Question: I am a 25-year-old college graduate with approximately $27,000 of student debt. I have been unable to find a job since graduating and am making $1,000 a month, give or take. I now have $1,500 in my checking and $1,000 in savings. This is the most money I have had at one time and am unsure how best to utilize it. My savings account is for emergencies. My budget allows for $150 a month of disposable income. Should I contribute what remains of my disposable income to the loans, save it or try to invest it? I am currently paying $100 a month to the loans to maintain activity. Thank you for your time. Nathaniel, Raynham, MA
Answer: You’re doing a lot with very little. Congratulations. Obviously, money is really tight, so I would focus on continuing to build up your safe savings for now. You’ll end up spending some of that money down the road — perhaps on new clothes when you finally get a full-time job, or maybe on a move for work. The savings gives you additional financial flexibility at a tough time in the economy and job market.

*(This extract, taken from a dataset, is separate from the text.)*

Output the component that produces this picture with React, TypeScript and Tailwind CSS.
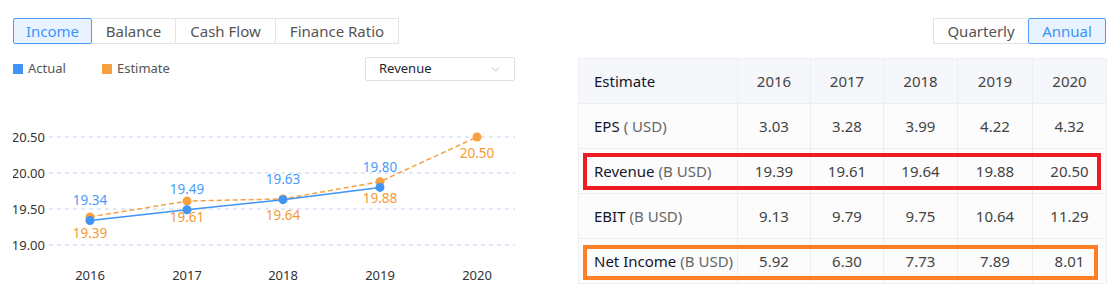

For now, I would take advantage of the flexibility of student loans to minimize your payments. It looks like you may have already done this, but I would investigate an income-based repayment plan or the graduated repayment plan. You want to continue to be in good stead with your student loans, but minimize the monthly payment as much as possible at this stage of your life.
The trade-off for a low monthly tab on your student loans is that it hikes the overall cost of the loans. But there is no prepayment penalty with student loans. So when you get a good job with a steady income, you can always target your student loans and minimize the total price of your education. For now, though, I’d keep your money at the ready, so you can take advantage of job opportunities when they come your way.